The room had the mismatched coziness any good college apartment should have. The walls were bare except for three stunning paintings hung above the couch. On one canvas was a painting of Christ’s crucified hands, another a painting of his feet, and the third a painting of his face.
The women lounging around on blow up mattresses and couches were already rolling with laughter by the time I walked in. These were women who loved the Lord with a sweetness and a depth that couldn’t help but leave an impact on you. They radiated a kind of joy I had never seen before, even after 19 years of living alongside Christians.
I was terribly lonely that first semester, but those women welcomed me in with open arms. An invitation to spend an entire sleepover laughing and talking with them was a dream come true. So that was how I found myself in that tiny apartment, a blonde haired and blue eyed girl, sitting alongside women of all different backgrounds, but all with skin much darker than mine.
“Do you remember the time…” Bryanna’s voice faded into the mixed sounds of laughter and someone offering me dessert and another girl yelling from the back room that she still hadn’t finished her homework assignment.
At the tail end of the story, I heard, “And if I got my hair wet, you know I was upset.” The girls around me burst into laughter. I grinned and attempted a chuckle, but my fake laugh has never sounded real. Bryanna took notice of my confusion and smiled. She patiently explained the effect of rain on newly done black hair to my ignorant, blonde-haired self.
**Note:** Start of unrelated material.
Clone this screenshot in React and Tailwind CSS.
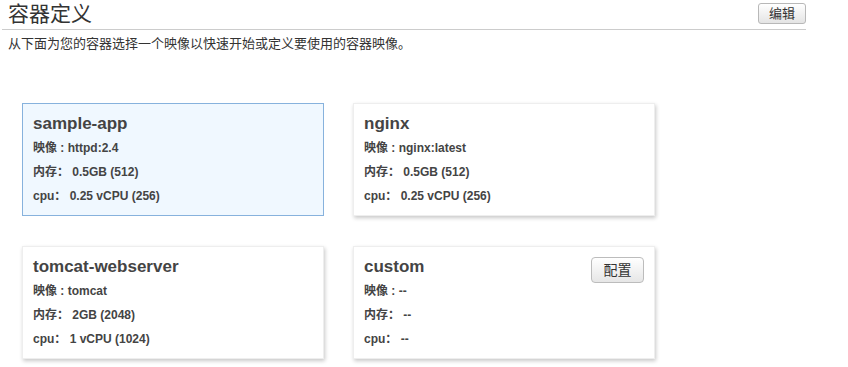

They just laughed with me and moved on from my clueless moment. The evening carried on through more huge fits of laughter to deep discussions of theology to attractive actors to what was happening on campus.
And then to Ferguson.
The shooting was all anyone had talked about since the riots had started, but I’d never heard it discussed with such emotion before. My aunts and uncles, grandmothers and grandfathers, all of them discussed it over brunch and sweet tea. But I realized as I listened to the women around me—this was personal. It had never been personal to me.
I curled myself up next to the couch, tucked away in a corner on the fringes of the discussion. And that night I listened to a conversation that changed everything I’ve ever thought.
They began to tell their stories. A cruel comment here, an obvious insult there, and time after time in which they had been pushed down and out of sight. Just a few stories in and I wanted to melt into the ground. I felt so ashamed of the jokes and videos and conversations I had passively sat through, even laughed at occasionally. So many things I simply tolerated, when I could’ve been the one to say, “Enough.”
As I listened, my hands gripping the shag carpet, even their most minor stories captured my full attention. My blind eyes were being opened to what racism looks like in the 21st century. This racism doesn’t look like it did 40 years ago, but it is cruel and horrifically unjust all the same.
Now racism looks like police violence. It looks like “harmless” stereotypes circulated through social groups and media. It looks like segregated cities and unfair justice systems. It looks like spoiled white men and women complaining about their “suffering” at the hands of the Black Lives Matter movement. It looks like, “Oh, well I can say that because I have a black friend.”
Racism looks like this and a thousand other things. Things that had slipped right past me.
When the conversation finally died down, I was in a daze. “Hey Jaime, what do you think of all this? I’ve actually never talked to a white person about this stuff,” Bryanna asked as they all turned to me.
There were no words. Or maybe words came out of my mouth, but they sounded more like an apology than an opinion.
In that moment, I made a mistake. I made the mistake of believing I had no right to speak.
If I had known then how rare it was to be in such a safe environment for that conversation, maybe I would’ve been bolder. Maybe I would have asked questions. Maybe I would have asked how I could change my society.
Why didn’t I speak up? The question echoes in my head each time I see another subtle act of racism played out around me. A casual joke spoken in an all white, Illinois church. Fellow students who say, “They should stop complaining, things aren’t that bad anymore.”
I don’t claim to understand the issue in all of it’s complexity. That conversation, or any one conversation for that matter, would never be enough to make me understand. I regret my silence, but just in the listening, my eyes were opened. Once I knew it was there, I couldn’t stop seeing the injustice around me.
My prayer is that you and I, no matter our background, will have the courage to keep asking questions while others try to brush it under the rug. That you and I will stand up in whatever way we can to heal this brokenness.
I will be forever thankful for those women who included me and who opened my eyes to a world right outside my door. One that, perhaps, I would never have seen on my own.